No es la primera vez, desde luego, que pasa una cosa
así. La peste, sobre todo la denominada “negra”, se ha abatido sobre Europa en
numerosas ocasiones, y en Sevilla queda algún grabado, creo que en el hospital
del Pozo Santo, que recoge el transporte de cuerpos de apestados desde el de las
Cinco Llagas (actual sede del Parlamento de Andalucía). Jean Carpentier y
François Lebrun en su Breve Historia de Europa, nos ofrecen, un relato
ciertamente impactante del origen de la de 1348: "Asediados en una ciudad
de Crimea, los genoveses habrían sido víctimas de una verdadera guerra
bacteriológica, dado que sus adversarios tártaros habrían lanzado cadáveres
apestados por encima de las murallas de la ciudad. Los navíos italianos traen
luego el mal hacia el oeste: a Constantinopla donde se difunde a las islas del
mar Egeo, a Grecia, desde donde se distribuye por los Balcanes; a Sicilia,
Venecia, Génova y Marsella desde donde la epidemia invade ya, a finales de
1347, al conjunto del continente, que asolará en un período de cuatro o cinco
años".
La memoria colectiva conservó
su recuerdo durante siglos.

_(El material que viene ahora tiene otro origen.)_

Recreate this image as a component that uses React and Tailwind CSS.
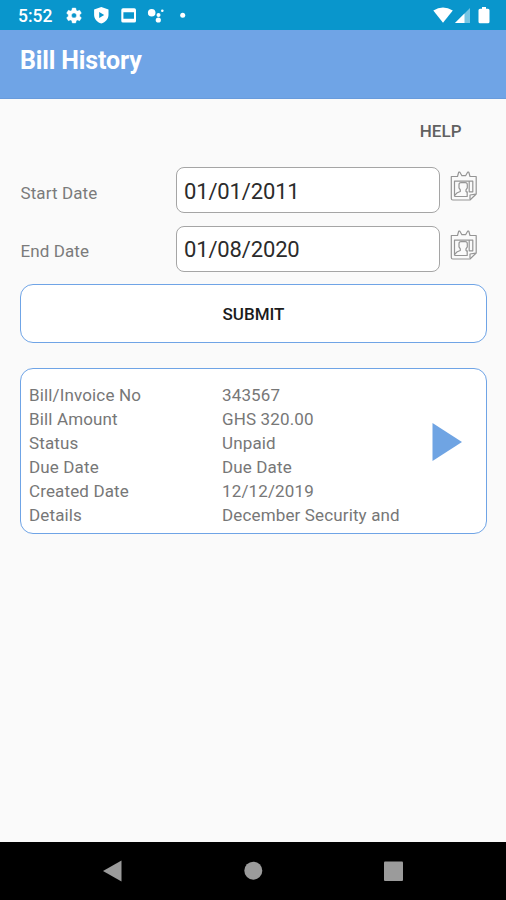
import React from "react";

function StatusIcons() {
  return (
    <svg className="ml-[14px] h-[30px] w-[124px]" viewBox="66 0 124 30" fill="white">
      <path
        fillRule="evenodd"
        d="M72.3 8h3.4l.5 2.2 1.3.8 2.2-.7 1.7 2.900-1.700 1.500v1.600l1.700 1.500-1.700 2.900-2.200-.7-1.300.8-.5 2.200h-3.400l-.5-2.200-1.300-.8-2.200.7-1.700-2.900 1.700-1.500v-1.600l-1.700-1.500 1.700-2.900 2.200.7 1.300-.8zM74 12.900a2.500 2.500 0 1 0 0 5 2.500 2.500 0 0 0 0-5z"
        stroke="white"
        strokeWidth=".4"
      />
      <path fillRule="evenodd" d="M101.300 7l7.200 2.600v5.100c0 4-3 7.500-7.200 8.800-4.200-1.300-7.200-4.800-7.200-8.800V9.600zM99.200 12v6l5-3z" />
      <path fillRule="evenodd" d="M123 8.200h11.300q1.700 0 1.700 1.700v11q0 1.700-1.700 1.700H123q-1.700 0-1.700-1.700v-11q0-1.700 1.700-1.700zM123.400 12.200v6.600H134V12.200z" />
      <circle cx="151.700" cy="12.800" r="3.800" />
      <circle cx="158.500" cy="15" r="2" />
      <circle cx="158.300" cy="20" r="2.600" />
      <circle cx="162.300" cy="10.700" r="1.300" />
      <circle cx="182.700" cy="15.300" r="2.500" />
    </svg>
  );
}

function SignalIcons() {
  return (
    <svg className="ml-auto h-[30px] w-[74px]" viewBox="432 0 74 30" fill="white">
      <path d="M433.300 10.500Q443 4.500 452.800 10.500L443 22.700z" />
      <path d="M470 8v15h-15z" opacity=".45" />
      <path d="M464.500 13.500V23H455z" />
      <path d="M482 7h4v1.800h2q1.500 0 1.500 1.500v11.400q0 1.500-1.500 1.500h-8q-1.500 0-1.500-1.500V10.300q0-1.500 1.500-1.500h2z" />
    </svg>
  );
}

function CalendarIcon() {
  return (
    <svg className="mt-[4px] ml-[9px] h-[32px] w-[30px]" viewBox="449 171 30 32" fill="none" stroke="#959595" strokeWidth="1.200" strokeLinejoin="round">
      <path d="M451.300 176.500h6.200l1.200-4.300h1.200l2 3.500h3.700l2-3.500h1.200l1.200 4.300h6.200v17.500l-6.200 6h-17.200q-1.500 0-1.500-1.500z" />
      <path d="M454.500 196.500v-15.300h18.300v10.600h-3.600v-10.600M454.500 196.500h12.700v-5" />
      <path d="M454.500 195.500l2.800-2.800 3-1.200v-1.600l-1.300-2v-3.200q0-2 2-2h4.300q2 0 2 2v3.200l-1.300 2v1.600l1.200.8" />
      <path d="M470 199.300v-4.300l5.700-.8" />
    </svg>
  );
}

function DateRow({ label, value }) {
  return (
    <div className="flex h-[46px]">
      <span className="w-[156px] pt-[13.500px] pl-[0.500px] text-[17px] leading-6 tracking-[0.100px] text-[#7b7b7b]">{label}</span>
      <div className="flex h-[46px] w-[264px] items-center rounded-[8px] border border-[#a5a5a5] bg-white pt-[2px] pl-[7px] text-[22px] tracking-[-0.150px] text-[#2b2b2b]">
        {value}
      </div>
      <CalendarIcon />
    </div>
  );
}

const bill = [
  ["Bill/Invoice No", "343567"],
  ["Bill Amount", "GHS 320.00"],
  ["Status", "Unpaid"],
  ["Due Date", "Due Date"],
  ["Created Date", "12/12/2019"],
  ["Details", "December Security and"],
];

export default function App() {
  return (
    <div className="flex h-[900px] w-[506px] flex-col overflow-hidden bg-[#fafafa] font-['Roboto',sans-serif]">
      <div className="flex h-[30px] shrink-0 items-center bg-[#0996cc] pl-[18px]">
        <span className="w-[34px] pt-[2px] text-[17.500px] font-medium whitespace-nowrap text-white">5:52</span>
        <StatusIcons />
        <SignalIcons />
      </div>
      <header className="h-[69px] shrink-0 border-b border-[#689bdc] bg-[#6fa4e6] pt-[15px] pl-5">
        <h1 className="text-[25px] leading-8 font-bold tracking-[-0.140px] text-white">Bill History</h1>
      </header>
      <main className="flex flex-1 flex-col px-5">
        <div className="mt-[20px] mr-[24.500px] self-end text-[17px] leading-6 font-medium text-[#616161]">HELP</div>
        <div className="mt-[24px] flex flex-col gap-[12.500px]">
          <DateRow label="Start Date" value="01/01/2011" />
          <DateRow label="End Date" value="01/08/2020" />
        </div>
        <button className="mt-[12.500px] h-[59px] w-[467px] rounded-[13px] border border-[#6fa4e6] bg-white pt-[2px] text-[17px] font-medium text-[#1b1b1b]">
          SUBMIT
        </button>
        <section className="mt-[25px] flex h-[166px] w-[467px] items-center rounded-[13px] border border-[#6fa4e6] bg-white pl-2">
          <dl className="grid w-[403px] grid-cols-[193px_1fr] pt-[7px] text-[17px] leading-6 tracking-[0.140px] text-[#777777]">
            {bill.map(([name, value]) => (
              <React.Fragment key={name}>
                <dt>{name}</dt>
                <dd>{value}</dd>
              </React.Fragment>
            ))}
          </dl>
          <svg className="mt-[-19px] h-[38px] w-[30px] shrink-0" viewBox="0 0 30 38">
            <path d="M0.500 0L30 19L0.500 38z" fill="#6fa4e3" />
          </svg>
        </section>
      </main>
      <nav className="h-[58px] shrink-0 bg-black">
        <svg className="block h-[58px] w-[506px]" viewBox="0 842 506 58" fill="#9b9b9b">
          <path d="M103 871L121.500 860.500V881.500z" />
          <circle cx="253.300" cy="870.700" r="9" />
          <rect x="384" y="861.500" width="19" height="19.500" rx="1" />
        </svg>
      </nav>
    </div>
  );
}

Y mantuvo su influencia en la literatura y el arte
occidental incluso durante los siglos XIX y XX, basta recordar Los novios
de Manzoni o La peste de Albert Camus. La atmósfera de terror que generó
permanece aún en el inconsciente de nuestra civilización, y se refleja en obras
tan relativamente recientes como El país de las últimas cosas de Paul
Auster o Ensayo sobre la ceguera de Saramago, sin que se pueda olvidar El
diario del año de la peste cuyo valor documental es enorme por estar
escrito por un contemporáneo de la londinense del siglo XVII, por lo que su
redacción podría considerarse de carácter casi periodístico (ciertamente su
autor tenía entonces sólo cinco años). La peste ha sido uno de los grandes traumas de
la humanidad y no es extraño si se tiene en cuenta que sus efectos llegaron a
poner en peligro el equilibrio demográfico del continente europeo.
Como nos dice Barbara W.
Tuchman, en su excepcional obra A distant mirror: The Calamitous 14th Century,
traducida al español como Un espejo lejano: "Para el pueblo en
sentido amplio no cabía sino una explicación: la ira divina...Una calamidad tan
abrumadora y despiadada, desprovista de causa visible, sólo podía concebirse
como el castigo que el Ser Supremo aplicaba a los pecados humanos. Inclusive
tal vez fuera la muestra de su definitivo desengaño”. Para aplacar la cólera de Dios todo era poco:
se ordenó el cese del juego y la
prohibición de la bebida. Igualmente se castigaron con rigor las maldiciones y
la blasfemia. Los religiosos animaron
compulsivamente al desarrollo de procesiones penitenciales de toda
especie; lo que, en la práctica, contribuyó a la diseminación de la enfermedad
en una atmósfera apocalíptica.
Los seres humanos meten la pata una y otra vez, y es
cierto que muchas veces, sobre todo cuando de una catástrofe natural se trata,
no son responsables de lo que ocurre. Pero que un gobierno de coalición haga
esperar toda una tarde a los angustiados españoles sin ponerse de acuerdo sobre
las medidas a adoptar, cuando parece que se debe en gran medida a la actitud
obstaculizadora de dirigentes autonomistas, ¿hasta dónde vamos a aguantar? Los
independentistas han causado un dolor sin límites, poniendo en peligro los
sueños y la conciencia de pertenencia de muchos andaluces, españoles en
general, que tanto amamos a Cataluña, ¿quieren ahora condicionar también
decisiones elementales que afectan a nuestra supervivencia y salud? Si fuera
así, sería unos sinvergüenzas
Las grandes crisis del siglo XX, la depresión de
1929, las dos guerras mundiales, “la caída de las torres gemelas”, otras
también, han dado lugar a agitaciones
que han transformado el mundo. Siempre pasa, y, si salimos de ésta, dentro de
unos años nos encontraremos con un escenario muy distinto al actual, tanto el
empleo como la industria y las relaciones laborales puede que experimenten cambios
esenciales. Nuestro país sin duda se verá afectado y mucho. Ojalá no tengamos
que lamentarnos de la imprudencia y el descaro de unos independentistas a los
que sólo les importan las propias posiciones de poder, mientras se pavonean con
inmaduras operaciones de propaganda e indudable dosis de chulería.